Grafito: game over

Esta semana Google presentó Nano Banana. Lo probé. Y no exagero: es un antes y un después. Le das un espacio, una silla, una mesa… y te construye la habitación entera. Si hay un espejo, te crea el reflejo. No es un render frío ni un collage improvisado: es una máquina que piensa en términos espaciales, con lógica física y con atmósfera. Y eso cambia todo.

Durante décadas nos vendieron que la sensibilidad estaba en el trazo humano, que el aura del arquitecto residía en su mano temblando sobre el papel. Mentira. El dibujo a mano no es más auténtico: es más lento, más limitado, más frágil. Google acaba de demostrar que la máquina no roba la expresividad, la acelera. No reemplaza al arquitecto, lo potencia. Se mete en su mente y materializa intuiciones en segundos.

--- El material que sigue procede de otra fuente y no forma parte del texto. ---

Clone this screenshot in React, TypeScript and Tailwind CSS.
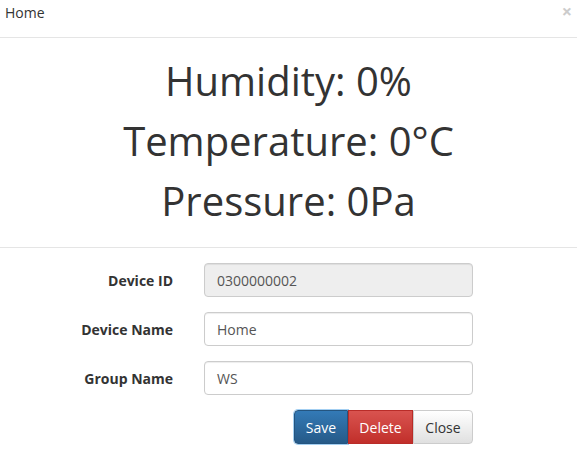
import React from "react";

export default function App() {
  const font = { fontFamily: '"Open Sans", "Noto Sans", sans-serif' };
  return (
    <div className="w-[577px] h-[470px] bg-white text-[#333] relative" style={font}>
      <div className="h-[38px] border-b border-[#e5e5e5] flex items-start pl-[5px] pt-[3px]">
        <span className="text-[14px] leading-[20px]">Home</span>
        <span className="absolute right-[2px] top-[1px] w-[16px] h-[20px] flex items-center justify-center text-[18px] font-bold leading-[20px] text-[#ccc]">×</span>
      </div>
      <div className="h-[210px] border-b border-[#e5e5e5] flex flex-col items-center pt-[13px]">
        <div className="text-[40px] leading-[60px]">Humidity: 0%</div>
        <div className="text-[40px] leading-[60px]">Temperature: 0°C</div>
        <div className="text-[40px] leading-[60px]">Pressure: 0Pa</div>
      </div>
      <div className="pt-[15px] flex flex-col gap-[15px]">
        <div className="flex items-center">
          <label className="w-[173px] text-right font-bold text-[14px]">Device ID</label>
          <div className="ml-[31px] w-[269px] h-[34px] border border-[#ccc] rounded-[4px] bg-[#eee] px-[12px] flex items-center text-[14px] text-[#555] shadow-[inset_0_1px_1px_rgba(0,0,0,0.075)]">0300000002</div>
        </div>
        <div className="flex items-center">
          <label className="w-[173px] text-right font-bold text-[14px]">Device Name</label>
          <div className="ml-[31px] w-[269px] h-[34px] border border-[#ccc] rounded-[4px] bg-white px-[12px] flex items-center text-[14px] text-[#555] shadow-[inset_0_1px_1px_rgba(0,0,0,0.075)]">Home</div>
        </div>
        <div className="flex items-center">
          <label className="w-[173px] text-right font-bold text-[14px]">Group Name</label>
          <div className="ml-[31px] w-[269px] h-[34px] border border-[#ccc] rounded-[4px] bg-white px-[12px] flex items-center text-[14px] text-[#555] shadow-[inset_0_1px_1px_rgba(0,0,0,0.075)]">WS</div>
        </div>
        <div className="flex pl-[294px]">
          <button className="w-[54px] h-[34px] text-[14px] text-white border border-[#245580] rounded-l-[4px] bg-gradient-to-b from-[#337ab7] to-[#265a88] shadow-[0_0_0_1px_rgba(102,175,233,0.6)]">Save</button>
          <button className="w-[65px] h-[34px] text-[14px] text-white border border-[#b92c28] bg-gradient-to-b from-[#d9534f] to-[#c12e2a]">Delete</button>
          <button className="w-[60px] h-[34px] text-[14px] text-[#333] border border-[#ccc] rounded-r-[4px] bg-gradient-to-b from-white to-[#e0e0e0]">Close</button>
        </div>
      </div>
    </div>
  );
}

La representación arquitectónica cambió y el lápiz quedó reducido a fetiche académico. Los que lo defienden no son románticos: son arqueólogos de una disciplina que se mueve demasiado rápido para esperarles. El lunes tengo clase con mis nuevos alumnos de primer año y debo enseñarles herramientas que, cuando se gradúen, estarán muertas. Ese es el dilema: la educación corre maratones, mientras la tecnología va en nave espacial.

Nano Banana no es un experimento simpático. Es una señal. La representación cambió, y con ella, la enseñanza del diseño. Lo que está en juego no es si usamos lápiz o algoritmo. Lo que está en juego es si nos atrevemos a enseñar a pensar con las máquinas… o condenamos a nuestros estudiantes a dibujar ruinas desde el primer día.